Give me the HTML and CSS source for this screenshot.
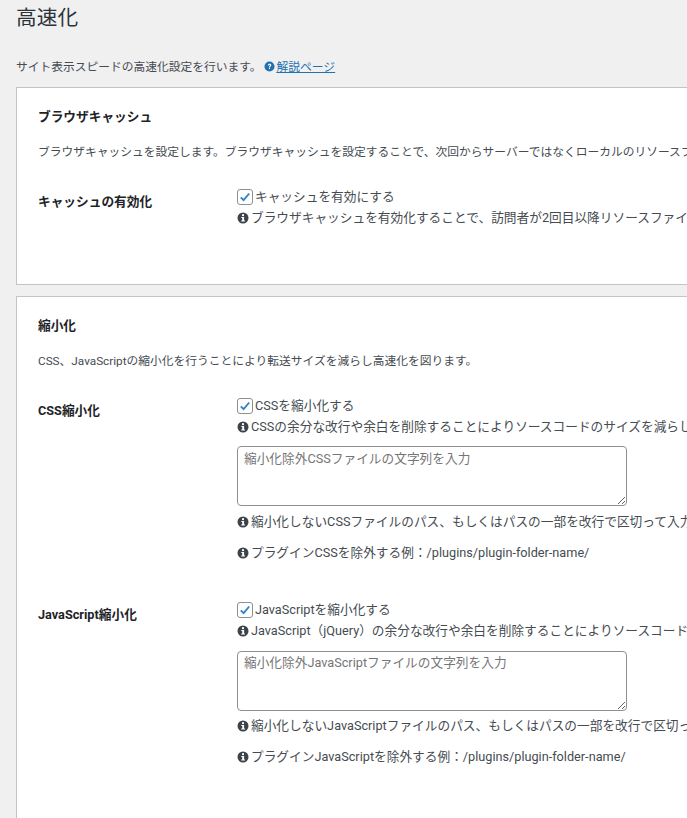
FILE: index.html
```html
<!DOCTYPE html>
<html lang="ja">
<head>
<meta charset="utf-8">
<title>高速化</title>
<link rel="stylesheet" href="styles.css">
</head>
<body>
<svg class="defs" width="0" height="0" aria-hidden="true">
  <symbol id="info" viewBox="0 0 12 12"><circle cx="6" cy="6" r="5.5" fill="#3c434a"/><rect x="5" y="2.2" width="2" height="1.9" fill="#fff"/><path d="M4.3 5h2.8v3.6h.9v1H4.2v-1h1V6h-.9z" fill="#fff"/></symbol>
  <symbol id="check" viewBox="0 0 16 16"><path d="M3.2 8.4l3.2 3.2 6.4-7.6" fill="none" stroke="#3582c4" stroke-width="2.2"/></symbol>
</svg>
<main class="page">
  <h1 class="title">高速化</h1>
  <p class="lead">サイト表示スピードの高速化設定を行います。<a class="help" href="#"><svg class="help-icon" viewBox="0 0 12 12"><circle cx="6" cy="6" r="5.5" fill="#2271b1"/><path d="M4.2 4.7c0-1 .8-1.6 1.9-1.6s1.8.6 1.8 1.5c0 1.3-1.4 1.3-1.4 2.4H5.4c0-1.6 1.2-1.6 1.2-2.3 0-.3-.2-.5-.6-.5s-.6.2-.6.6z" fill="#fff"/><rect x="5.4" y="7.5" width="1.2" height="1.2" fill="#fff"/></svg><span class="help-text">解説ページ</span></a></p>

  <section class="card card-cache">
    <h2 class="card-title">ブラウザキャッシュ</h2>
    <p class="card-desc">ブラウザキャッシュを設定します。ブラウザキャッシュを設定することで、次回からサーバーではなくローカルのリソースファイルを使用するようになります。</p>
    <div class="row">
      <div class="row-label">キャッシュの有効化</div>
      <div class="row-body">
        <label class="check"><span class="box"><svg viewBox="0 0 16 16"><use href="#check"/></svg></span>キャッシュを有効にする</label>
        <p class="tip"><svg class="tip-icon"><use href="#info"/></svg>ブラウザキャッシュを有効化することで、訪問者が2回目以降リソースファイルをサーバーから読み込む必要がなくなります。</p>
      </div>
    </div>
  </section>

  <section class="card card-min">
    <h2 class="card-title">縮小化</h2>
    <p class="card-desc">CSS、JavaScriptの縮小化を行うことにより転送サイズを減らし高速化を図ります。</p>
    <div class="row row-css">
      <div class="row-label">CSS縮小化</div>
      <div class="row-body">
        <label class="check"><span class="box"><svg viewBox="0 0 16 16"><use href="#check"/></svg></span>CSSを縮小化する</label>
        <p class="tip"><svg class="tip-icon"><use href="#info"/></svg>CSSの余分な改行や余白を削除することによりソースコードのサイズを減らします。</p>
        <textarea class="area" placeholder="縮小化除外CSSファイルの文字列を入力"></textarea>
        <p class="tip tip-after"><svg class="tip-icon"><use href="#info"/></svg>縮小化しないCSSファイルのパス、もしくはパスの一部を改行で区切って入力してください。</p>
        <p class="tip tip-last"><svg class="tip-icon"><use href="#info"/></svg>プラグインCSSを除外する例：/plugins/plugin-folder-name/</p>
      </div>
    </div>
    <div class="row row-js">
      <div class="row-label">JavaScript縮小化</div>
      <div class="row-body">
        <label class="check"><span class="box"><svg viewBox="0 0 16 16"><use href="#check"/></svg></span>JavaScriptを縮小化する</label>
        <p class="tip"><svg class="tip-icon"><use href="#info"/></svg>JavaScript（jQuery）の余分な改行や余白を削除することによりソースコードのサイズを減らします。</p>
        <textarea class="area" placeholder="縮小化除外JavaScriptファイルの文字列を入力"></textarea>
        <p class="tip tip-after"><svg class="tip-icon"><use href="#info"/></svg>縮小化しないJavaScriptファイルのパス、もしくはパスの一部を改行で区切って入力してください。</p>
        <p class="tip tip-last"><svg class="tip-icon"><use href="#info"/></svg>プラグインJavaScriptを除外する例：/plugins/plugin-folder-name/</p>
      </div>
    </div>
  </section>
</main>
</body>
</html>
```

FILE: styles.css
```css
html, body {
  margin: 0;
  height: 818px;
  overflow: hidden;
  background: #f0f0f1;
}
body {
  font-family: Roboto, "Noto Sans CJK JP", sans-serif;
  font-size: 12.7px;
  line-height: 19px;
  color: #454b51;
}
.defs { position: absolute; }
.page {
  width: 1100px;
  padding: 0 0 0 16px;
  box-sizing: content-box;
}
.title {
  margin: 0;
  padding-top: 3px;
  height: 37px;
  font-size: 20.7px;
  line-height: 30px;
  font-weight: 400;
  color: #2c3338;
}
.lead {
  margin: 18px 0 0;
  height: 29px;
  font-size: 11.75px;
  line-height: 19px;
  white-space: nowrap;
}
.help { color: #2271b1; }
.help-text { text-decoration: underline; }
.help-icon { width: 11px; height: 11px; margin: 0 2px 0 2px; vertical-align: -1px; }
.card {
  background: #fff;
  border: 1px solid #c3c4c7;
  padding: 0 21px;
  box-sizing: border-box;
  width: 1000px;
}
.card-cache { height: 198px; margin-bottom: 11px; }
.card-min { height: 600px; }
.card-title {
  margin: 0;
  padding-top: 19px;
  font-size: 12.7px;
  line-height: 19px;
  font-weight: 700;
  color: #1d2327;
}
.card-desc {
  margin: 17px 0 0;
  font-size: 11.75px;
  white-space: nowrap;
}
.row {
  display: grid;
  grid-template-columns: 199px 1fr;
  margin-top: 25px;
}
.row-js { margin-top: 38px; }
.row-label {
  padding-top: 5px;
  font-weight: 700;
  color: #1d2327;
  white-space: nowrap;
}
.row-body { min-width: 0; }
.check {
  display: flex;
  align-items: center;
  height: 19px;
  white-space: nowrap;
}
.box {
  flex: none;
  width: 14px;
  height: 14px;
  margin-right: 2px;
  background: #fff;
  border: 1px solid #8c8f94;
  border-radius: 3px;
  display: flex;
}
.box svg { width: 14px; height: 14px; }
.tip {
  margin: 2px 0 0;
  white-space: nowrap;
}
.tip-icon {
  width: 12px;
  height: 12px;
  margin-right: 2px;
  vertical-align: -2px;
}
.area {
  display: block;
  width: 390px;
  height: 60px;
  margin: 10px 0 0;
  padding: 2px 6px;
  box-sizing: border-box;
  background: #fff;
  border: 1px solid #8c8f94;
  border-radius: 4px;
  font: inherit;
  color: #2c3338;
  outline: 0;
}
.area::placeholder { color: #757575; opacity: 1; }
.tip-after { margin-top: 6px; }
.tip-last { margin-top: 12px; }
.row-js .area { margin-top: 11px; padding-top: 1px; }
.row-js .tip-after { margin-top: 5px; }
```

[GOAL]
Output the data above without changes, apart from leaving out the pictures.

[COMPLETE RESPONSE]
Give me the HTML and CSS source for this screenshot.
FILE: index.html
```html
<!DOCTYPE html>
<html lang="ja">
<head>
<meta charset="utf-8">
<title>高速化</title>
<link rel="stylesheet" href="styles.css">
</head>
<body>
<svg class="defs" width="0" height="0" aria-hidden="true">
  <symbol id="info" viewBox="0 0 12 12"><circle cx="6" cy="6" r="5.5" fill="#3c434a"/><rect x="5" y="2.2" width="2" height="1.9" fill="#fff"/><path d="M4.3 5h2.8v3.6h.9v1H4.2v-1h1V6h-.9z" fill="#fff"/></symbol>
  <symbol id="check" viewBox="0 0 16 16"><path d="M3.2 8.4l3.2 3.2 6.4-7.6" fill="none" stroke="#3582c4" stroke-width="2.2"/></symbol>
</svg>
<main class="page">
  <h1 class="title">高速化</h1>
  <p class="lead">サイト表示スピードの高速化設定を行います。<a class="help" href="#"><svg class="help-icon" viewBox="0 0 12 12"><circle cx="6" cy="6" r="5.5" fill="#2271b1"/><path d="M4.2 4.7c0-1 .8-1.6 1.9-1.6s1.8.6 1.8 1.5c0 1.3-1.4 1.3-1.4 2.4H5.4c0-1.6 1.2-1.6 1.2-2.3 0-.3-.2-.5-.6-.5s-.6.2-.6.6z" fill="#fff"/><rect x="5.4" y="7.5" width="1.2" height="1.2" fill="#fff"/></svg><span class="help-text">解説ページ</span></a></p>

  <section class="card card-cache">
    <h2 class="card-title">ブラウザキャッシュ</h2>
    <p class="card-desc">ブラウザキャッシュを設定します。ブラウザキャッシュを設定することで、次回からサーバーではなくローカルのリソースファイルを使用するようになります。</p>
    <div class="row">
      <div class="row-label">キャッシュの有効化</div>
      <div class="row-body">
        <label class="check"><span class="box"><svg viewBox="0 0 16 16"><use href="#check"/></svg></span>キャッシュを有効にする</label>
        <p class="tip"><svg class="tip-icon"><use href="#info"/></svg>ブラウザキャッシュを有効化することで、訪問者が2回目以降リソースファイルをサーバーから読み込む必要がなくなります。</p>
      </div>
    </div>
  </section>

  <section class="card card-min">
    <h2 class="card-title">縮小化</h2>
    <p class="card-desc">CSS、JavaScriptの縮小化を行うことにより転送サイズを減らし高速化を図ります。</p>
    <div class="row row-css">
      <div class="row-label">CSS縮小化</div>
      <div class="row-body">
        <label class="check"><span class="box"><svg viewBox="0 0 16 16"><use href="#check"/></svg></span>CSSを縮小化する</label>
        <p class="tip"><svg class="tip-icon"><use href="#info"/></svg>CSSの余分な改行や余白を削除することによりソースコードのサイズを減らします。</p>
        <textarea class="area" placeholder="縮小化除外CSSファイルの文字列を入力"></textarea>
        <p class="tip tip-after"><svg class="tip-icon"><use href="#info"/></svg>縮小化しないCSSファイルのパス、もしくはパスの一部を改行で区切って入力してください。</p>
        <p class="tip tip-last"><svg class="tip-icon"><use href="#info"/></svg>プラグインCSSを除外する例：/plugins/plugin-folder-name/</p>
      </div>
    </div>
    <div class="row row-js">
      <div class="row-label">JavaScript縮小化</div>
      <div class="row-body">
        <label class="check"><span class="box"><svg viewBox="0 0 16 16"><use href="#check"/></svg></span>JavaScriptを縮小化する</label>
        <p class="tip"><svg class="tip-icon"><use href="#info"/></svg>JavaScript（jQuery）の余分な改行や余白を削除することによりソースコードのサイズを減らします。</p>
        <textarea class="area" placeholder="縮小化除外JavaScriptファイルの文字列を入力"></textarea>
        <p class="tip tip-after"><svg class="tip-icon"><use href="#info"/></svg>縮小化しないJavaScriptファイルのパス、もしくはパスの一部を改行で区切って入力してください。</p>
        <p class="tip tip-last"><svg class="tip-icon"><use href="#info"/></svg>プラグインJavaScriptを除外する例：/plugins/plugin-folder-name/</p>
      </div>
    </div>
  </section>
</main>
</body>
</html>
```

FILE: styles.css
```css
html, body {
  margin: 0;
  height: 818px;
  overflow: hidden;
  background: #f0f0f1;
}
body {
  font-family: Roboto, "Noto Sans CJK JP", sans-serif;
  font-size: 12.7px;
  line-height: 19px;
  color: #454b51;
}
.defs { position: absolute; }
.page {
  width: 1100px;
  padding: 0 0 0 16px;
  box-sizing: content-box;
}
.title {
  margin: 0;
  padding-top: 3px;
  height: 37px;
  font-size: 20.7px;
  line-height: 30px;
  font-weight: 400;
  color: #2c3338;
}
.lead {
  margin: 18px 0 0;
  height: 29px;
  font-size: 11.75px;
  line-height: 19px;
  white-space: nowrap;
}
.help { color: #2271b1; }
.help-text { text-decoration: underline; }
.help-icon { width: 11px; height: 11px; margin: 0 2px 0 2px; vertical-align: -1px; }
.card {
  background: #fff;
  border: 1px solid #c3c4c7;
  padding: 0 21px;
  box-sizing: border-box;
  width: 1000px;
}
.card-cache { height: 198px; margin-bottom: 11px; }
.card-min { height: 600px; }
.card-title {
  margin: 0;
  padding-top: 19px;
  font-size: 12.7px;
  line-height: 19px;
  font-weight: 700;
  color: #1d2327;
}
.card-desc {
  margin: 17px 0 0;
  font-size: 11.75px;
  white-space: nowrap;
}
.row {
  display: grid;
  grid-template-columns: 199px 1fr;
  margin-top: 25px;
}
.row-js { margin-top: 38px; }
.row-label {
  padding-top: 5px;
  font-weight: 700;
  color: #1d2327;
  white-space: nowrap;
}
.row-body { min-width: 0; }
.check {
  display: flex;
  align-items: center;
  height: 19px;
  white-space: nowrap;
}
.box {
  flex: none;
  width: 14px;
  height: 14px;
  margin-right: 2px;
  background: #fff;
  border: 1px solid #8c8f94;
  border-radius: 3px;
  display: flex;
}
.box svg { width: 14px; height: 14px; }
.tip {
  margin: 2px 0 0;
  white-space: nowrap;
}
.tip-icon {
  width: 12px;
  height: 12px;
  margin-right: 2px;
  vertical-align: -2px;
}
.area {
  display: block;
  width: 390px;
  height: 60px;
  margin: 10px 0 0;
  padding: 2px 6px;
  box-sizing: border-box;
  background: #fff;
  border: 1px solid #8c8f94;
  border-radius: 4px;
  font: inherit;
  color: #2c3338;
  outline: 0;
}
.area::placeholder { color: #757575; opacity: 1; }
.tip-after { margin-top: 6px; }
.tip-last { margin-top: 12px; }
.row-js .area { margin-top: 11px; padding-top: 1px; }
.row-js .tip-after { margin-top: 5px; }
```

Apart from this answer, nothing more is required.